When he was at Cape Town Spurs in 1992, he also worked as a financial manager at Josman and Seidel until late into his Amazulu spell in 1996. In his second spell with Santos, he led Santos to the BobSave Knockout Cup (2000/01), PSL league title (2001/02), BP Top Eight Cup (2002) and Absa Knockout Cup (2002/03). When Burton retired in 2007, Santos boss Goolam Allie disclosed that no other Santos player will wear jersey number 23 which was worn by Burton.

==After retirement==
Shortly after retiring he became the Chief Operations Manager at Santos.

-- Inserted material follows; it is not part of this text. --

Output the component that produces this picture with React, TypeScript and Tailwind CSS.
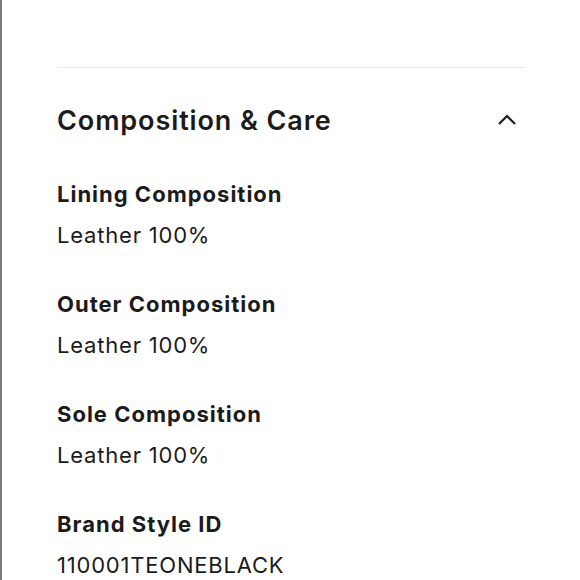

In 2012, he took up a Financial and Accounting course at Wits Business School Burton quit as the COO of Santos on 6 August 2014. On 7 August 2014 he became the CEO of National First Division side, Cape Town All Stars.

After resigning from Cape Town All Stars FC, Edries was appointed as Chief Executive Officer at National First Division side, Vasco da Gama (South Africa) in 2015. Vasco da Gama (South Africa) was later renamed in 2016 to Stellenbosch F.C.